Не пролить слез зря, не раскаяться, солгав. Лишь дешевый богемный вкус ее стараний на языке. Вокруг пустые действия, направленные в никуда. Вокруг летают синие тени и больно меня жалят.
С ними я могу понять непроговариваемое. Вспомнить запах каждого ее слова в его втором смысле. Я слушаю тебя, хотя твой мотив навсегда скрыт. Верши же полноту забвения. Танцуй головой, я буду напротив тебя. Я не знаю, кто ты, я не помню, кто я.
Я отличаю ее по татуировке на кадыке, «noir + bleu», где цвета вбиты наоборот, супротив реалий. Я и сам супротив вашим примитивным побуждениям, жалкой мистике. Меняю все на ничего. Такой закрытый, что туда вам не забраться. А ты сможешь. Буквы скачут в противовес друг другу. Будь осторожнее, это травмоопасно.
Надо мной о неровности уже треснувших зеркал старательно пытается лопнуть черный воздушный шар.

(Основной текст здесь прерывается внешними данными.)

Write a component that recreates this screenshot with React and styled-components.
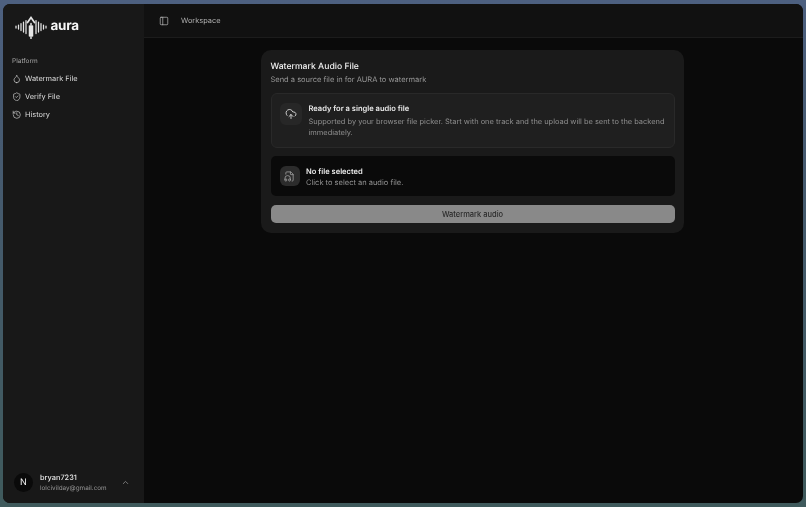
import React from "react";
import styled, { createGlobalStyle } from "styled-components";
import { Droplet, ShieldCheck, History, PanelLeft, CloudUpload, FileAudio, ChevronUp } from "lucide-react";

const Global = createGlobalStyle`
  html, body { margin: 0; padding: 0; background: #3f5560; }
  * { box-sizing: border-box; }
  body { font-family: Inter, "Liberation Sans", sans-serif; text-rendering: geometricPrecision; }
`;

const Desktop = styled.div`
  width: 806px;
  height: 507px;
  padding: 4px 3px 4px 3px;
  background: linear-gradient(180deg, #4d6080 0%, #465a70 30%, #3f5a5c 100%);
  overflow: hidden;
  filter: blur(0.3px);
`;

const Window = styled.div`
  display: flex;
  height: 100%;
  border-radius: 7px;
  overflow: hidden;
  background: #0a0a0a;
`;

const Sidebar = styled.aside`
  display: flex;
  flex-direction: column;
  width: 141px;
  flex: none;
  background: #181818;
`;

const Brand = styled.div`
  display: flex;
  align-items: center;
  gap: 2.5px;
  height: 44px;
  padding: 2px 0 0 11px;
`;

const BrandName = styled.span`
  color: #f6f6f6;
  font-size: 13.4px;
  font-weight: 700;
  letter-spacing: -0.2px;
  line-height: 1;
`;

const SectionLabel = styled.div`
  margin-top: 8px;
  padding-left: 9px;
  color: #a4a4a4;
  font-size: 6.5px;
  line-height: 10px;
`;

const Nav = styled.nav`
  display: flex;
  flex-direction: column;
  margin-top: 4px;
`;

const NavItem = styled.a`
  display: flex;
  align-items: center;
  gap: 4px;
  height: 17.8px;
  padding-left: 8.5px;
  color: #dcdcdc;
  font-size: 7.4px;
  line-height: 1;
  svg { flex: none; }
`;

const UserRow = styled.div`
  display: flex;
  align-items: center;
  margin-top: auto;
  height: 42px;
  padding: 0 14px 0 11px;
`;

const Avatar = styled.div`
  display: flex;
  align-items: center;
  justify-content: center;
  width: 19px;
  height: 19px;
  border-radius: 50%;
  background: #0a0a0a;
  color: #f6f6f6;
  font-size: 9px;
  font-weight: 400;
  flex: none;
`;

const UserText = styled.div`
  display: flex;
  flex-direction: column;
  margin: 2px 0 0 7px;
  flex: 1;
`;

const UserName = styled.div`
  color: #e6e6e6;
  font-size: 7.4px;
  font-weight: 500;
  line-height: 10px;
`;

const UserMail = styled.div`
  color: #969696;
  font-size: 6.35px;
  line-height: 10px;
`;

const Main = styled.main`
  display: flex;
  flex-direction: column;
  flex: 1;
  min-width: 0;
`;

const TopBar = styled.header`
  display: flex;
  align-items: center;
  gap: 12px;
  height: 34px;
  padding-left: 15px;
  background: #111111;
  border-bottom: 1px solid #1c1c1c;
  color: #b2b2b2;
  font-size: 7.4px;
  flex: none;
`;

const Content = styled.div`
  display: flex;
  justify-content: center;
  padding: 12px 2px 0 0;
  flex: 1;
`;

const Card = styled.section`
  display: flex;
  flex-direction: column;
  width: 423px;
  height: 183px;
  padding: 10px 9.5px 0;
  border-radius: 10px;
  background: #1a1a1a;
`;

const Title = styled.h1`
  margin: 1px 0 0;
  color: #efefef;
  font-size: 8.65px;
  font-weight: 500;
  line-height: 12px;
`;

const Subtitle = styled.p`
  margin: 1px 0 0;
  color: #969696;
  font-size: 7.5px;
  line-height: 11px;
`;

const InfoPanel = styled.div`
  display: flex;
  gap: 7px;
  margin-top: 8px;
  height: 55px;
  padding: 9px 8px 0 8px;
  border: 1px solid #292929;
  border-radius: 6px;
  background: #1f1f1f;
`;

const IconTile = styled.div`
  display: flex;
  align-items: center;
  justify-content: center;
  width: ${p => p.$size}px;
  height: ${p => p.$size}px;
  flex: none;
  border-radius: 6px;
  background: ${p => p.$bg};
  color: ${p => p.$fg};
`;

const InfoBody = styled.div`
  display: flex;
  flex-direction: column;
`;

const StrongLine = styled.div`
  color: #eaeaea;
  font-size: 7.55px;
  font-weight: 600;
  line-height: 12px;
`;

const InfoText = styled.div`
  margin-top: 1px;
  color: #8e8e8e;
  font-size: 7.45px;
  line-height: 11px;
`;

const FileRow = styled.div`
  display: flex;
  align-items: center;
  gap: 6.5px;
  margin-top: 8px;
  height: 40px;
  padding-left: 9px;
  border-radius: 5px;
  background: #0a0a0a;
`;

const FileText = styled.div`
  display: flex;
  flex-direction: column;
  margin-top: 2px;
`;

const FileHint = styled.div`
  color: #929292;
  font-size: 7.5px;
  line-height: 10px;
`;

const ActionButton = styled.button`
  display: flex;
  align-items: center;
  justify-content: center;
  height: 18px;
  margin-top: 9px;
  padding: 0;
  border: 0;
  border-radius: 5px;
  background: #898989;
  color: #2a2a2a;
  font-family: inherit;
  font-size: 7.5px;
  font-weight: 500;
`;

const Wave = () => (
  <svg width="34" height="24" viewBox="0 0 34 24" fill="none" stroke="#e4e4e4" strokeLinecap="round" strokeWidth="1.25">
    <path d="M2 11v2M4.5 10v4M7 8.5v7M9.5 7v10M12 5.5v13M22 5.5v13M24.5 7v10M27 8.5v7M29.5 10v4M32 11v2" />
    <path d="M13.5 7.5L17 2.5l3.5 5" strokeWidth="1.7" />
    <path d="M15.5 11v10M17 8.5v15M18.5 11v10" strokeWidth="1.5" />
  </svg>
);

export default function App() {
  return (
    <Desktop>
      <Global />
      <Window>
        <Sidebar>
          <Brand>
            <Wave />
            <BrandName>aura</BrandName>
          </Brand>
          <SectionLabel>Platform</SectionLabel>
          <Nav>
            <NavItem><Droplet size={9.5} strokeWidth={1.6} />Watermark File</NavItem>
            <NavItem><ShieldCheck size={9.5} strokeWidth={1.6} />Verify File</NavItem>
            <NavItem><History size={9.5} strokeWidth={1.6} />History</NavItem>
          </Nav>
          <UserRow>
            <Avatar>N</Avatar>
            <UserText>
              <UserName>bryan7231</UserName>
              <UserMail>lolcivilday@gmail.com</UserMail>
            </UserText>
            <ChevronUp size={9} color="#949494" />
          </UserRow>
        </Sidebar>
        <Main>
          <TopBar>
            <PanelLeft size={10} strokeWidth={1.5} color="#cfcfcf" />
            Workspace
          </TopBar>
          <Content>
            <Card>
              <Title>Watermark Audio File</Title>
              <Subtitle>Send a source file in for AURA to watermark</Subtitle>
              <InfoPanel>
                <IconTile $size={22} $bg="#272727" $fg="#e6e6e6"><CloudUpload size={12} strokeWidth={1.7} /></IconTile>
                <InfoBody>
                  <StrongLine>Ready for a single audio file</StrongLine>
                  <InfoText>Supported by your browser file picker. Start with one track and the upload will be sent to the backend immediately.</InfoText>
                </InfoBody>
              </InfoPanel>
              <FileRow>
                <IconTile $size={20} $bg="#2c2c2c" $fg="#aeaeae"><FileAudio size={11} strokeWidth={1.6} /></IconTile>
                <FileText>
                  <StrongLine>No file selected</StrongLine>
                  <FileHint>Click to select an audio file.</FileHint>
                </FileText>
              </FileRow>
              <ActionButton>Watermark audio</ActionButton>
            </Card>
          </Content>
        </Main>
      </Window>
    </Desktop>
  );
}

Удивительно, но никак не удержаться, и из члена вылетает стая черных птиц, будто со спермой, и ввинчивается в воздух. Та же стая, что клюет его сердце, когда рядом никого. Она никуда не спешит и начинает общаться со мной необязательным языком:
– Моя история начинается в Японии в год революции Советов. В нем я родилась, и на выходе из матки мне было дано имя Лючия. Лючия Джойс, как это принято, по отцу. Все детство я болела, росла стеснительной и одинокой. Растерянные врачи очень удивились, когда все прошло. Я справилась с этим сама. Тогда я написала свой первый стих. В тринадцать лет меня отправили в школу-интернат. Уже там я стала ответственной за литературный журнал. Я печатала только твои стихи, Артюр. Когда станок сломался, я переписывала поэмы целиком на сотни экземпляров. Мама умерла в семнадцать. На факультете литературы, я изучала только твою жизнь. Впервые прочла тех, на кого ты сам того не понимая оглядывался: Лотреамона, Гельдерлина. Но твоя пуповина обрублена гениальнее. Твой лимб. Он самый витиеватый. Помню дни, когда началась война. Помню, когда закончилась. Все, что между, – не помню. Помню Курильские острова. Наверняка, мне приходилось скрещивать ножки над тазами большевиков в опиумных курильнях Владивостока. Через месяц, я встретила ту, которая молилась на тебя еще сильнее. Я влюбилась. Мне было двадцать семь, но некоторые уже называли меня «матерью». Та девушка была очень деликатным и по-настоящему не тронутым твоей поэзией в прозе созданием. Но потом ты закончил «Одно лето в аду».
Она сошла с ума на первых страницах, Артюр. Ее звали Михо, шел тысяча девятьсот пятьдесят четвертый год. В это время я ухожу из семьи, чтобы жить с ней за оконной решеткой. Но вот же она – настоящая депрессия. Ты и она в сумасшедшем доме, вас тянет к любой религии. Здесь выхода нет вообще, потому что несколько раз повеситься сложно. Ее тело перестает расти, нет месячных и не растут волосы. Она всегда молчит. Через два года, я прошу убрать из палаты все священные писания и начинаю творить сама. Я горячо верю в подобное исцеление духовных ран. Тех, что глубже метра внутрь. Ей любопытно, она начинает редактировать меня. Переписывая лист за листом, она настаивает на печати этой книги. Моя слава растет. Счастье возвращается к ней. Вот лишь некоторые названия всех выпущенных мной рукописей на сегодня: «A l’intérieur de l’hôtel «L’ennuї-bleu», «Царство вагуса», «На помин того, как я отсосала Артюру Рембо, а он, затем, изнасиловал мою сестру. И мать». Эстеты, критики повально ссут кипятком.
Умница, выскребла себя вдаль и вширь. Досуха.
– Я боготворила тебя, Артюр Рембо, а теперь люблю.
Пока ты есть ангел, а бог-Годо так и не пришел, моей каторге нет конца. Этого номера явственно хватит на все мои сны.